The welcome updating of Law and the Internet (which has lost the subtitle from the previous two editions of 'a framework for electronic commerce') demonstrates just how the field has developed since the first edition was published in 1997 – the index of cases is now 11 pages long and the text itself appears to be twice as long as the previous edition. The theme of the text, though, remains the framework for electronic commerce with 21 chapters and 17 authors covering domain names, copyright, ISP liability, impact of search engines, etc. Since its first edition, Law and the Internet has consistently appeared in my students' essays citation list demonstrating its utility as a source of insightful articles. Our library copies of the 2nd edition are now well worn and dog-eared, if perhaps less frequently cited than in the past.

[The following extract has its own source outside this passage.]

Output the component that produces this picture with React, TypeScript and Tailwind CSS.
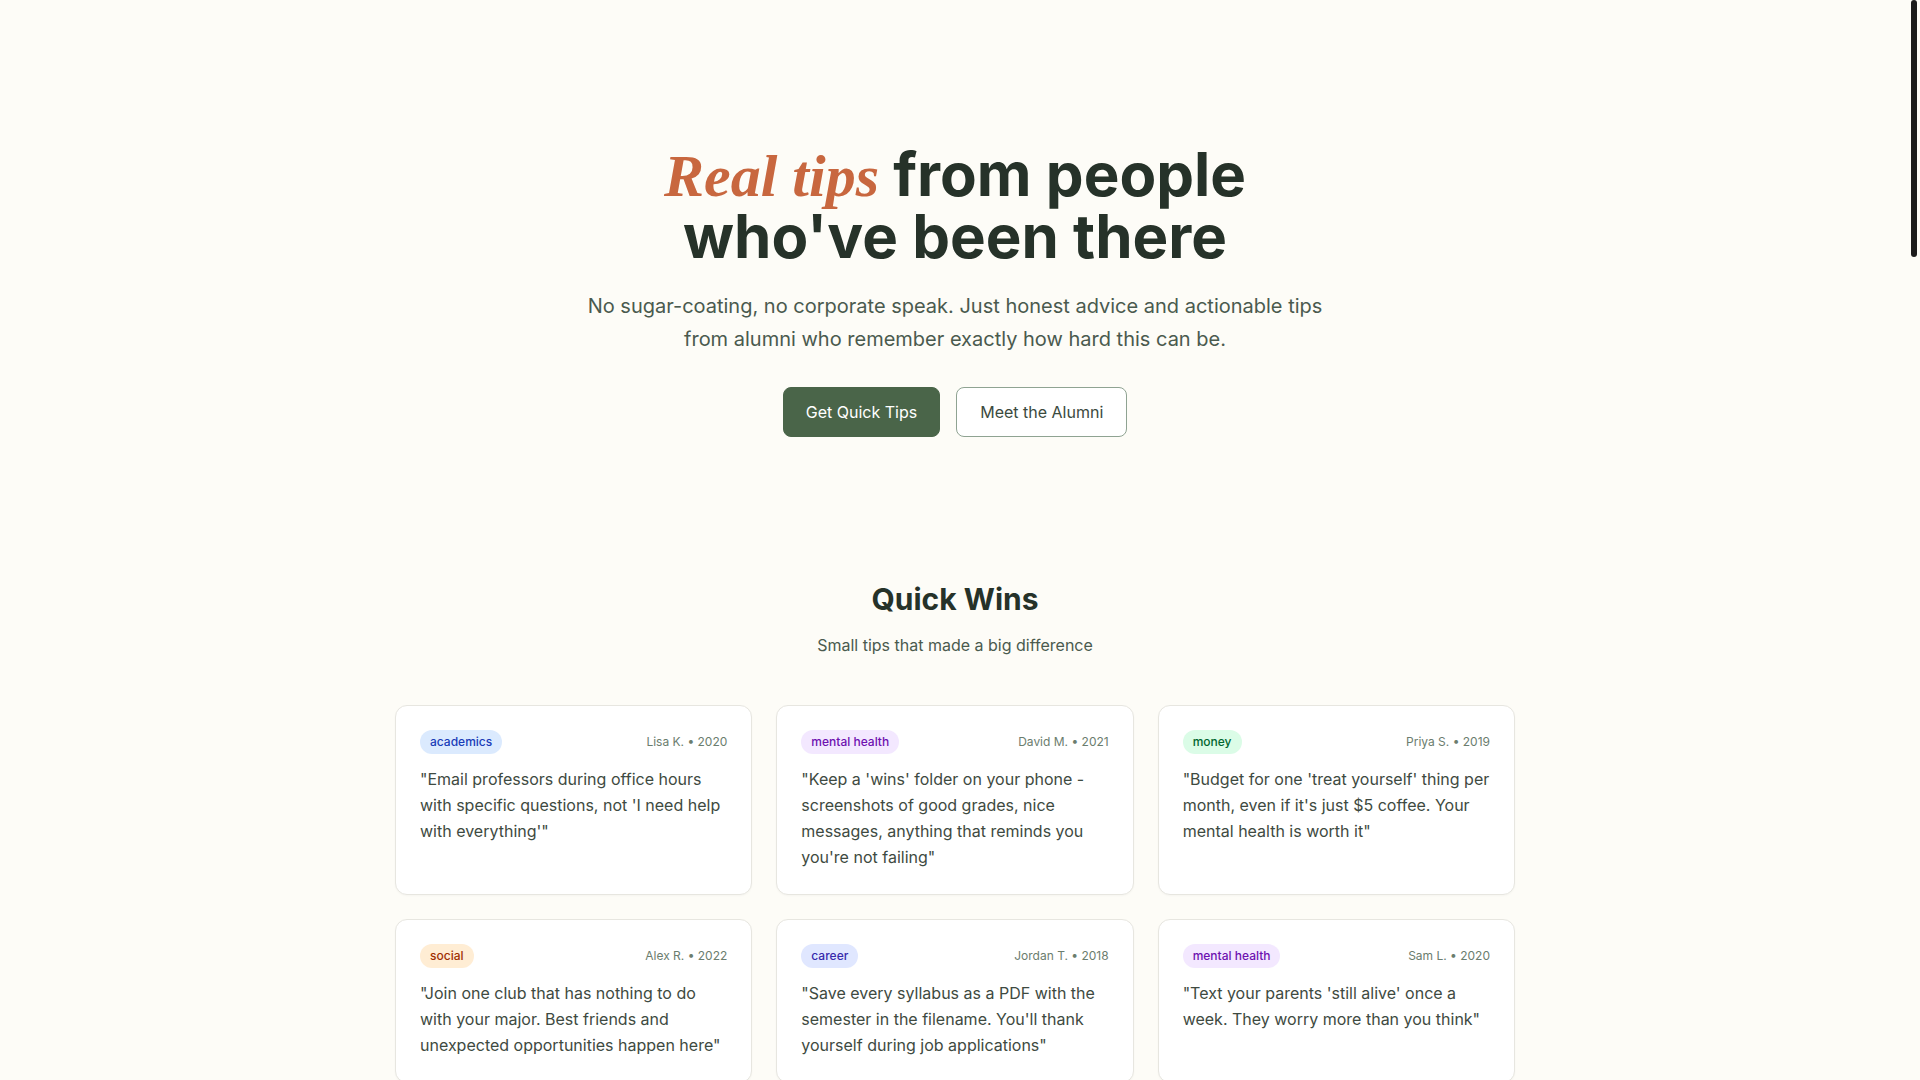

Of particular interest in this edition is Antony Taubman's essay on internet governance. Taubman – from the WIPO – writes of the difficulty of transforming (and then governing) the private issues of internet communication into public issues which have an international dimension. He concludes that 'it may transpire that the Internet will transform international governance more than international institutions transform the internet ...” Of course, governments may find such a conclusion difficult – judges certainly do: as I write this I note that Tiger Woods has won an injunction to stop the British press from reporting what the rest of the world is able to read about this private life on tmz.com. Such a judicial act of censorship reminds me of Judge Michael Argyle trying to turn back the tide of social permissiveness in the early 1970s.

The quality of the other articles in the collection is high, with good analysis of the ever developing and intruding regime of Directives harmonizing the digital marketplace in Europe.

Is anything missing? Clearly the target is electronic commerce issues, but there now seems to be a growing field of internet issues in employment law which are internet related. Perhaps the fourth edition might include a section on this, too, as the problems of being an employer/employee in the 21st century become ever more digital.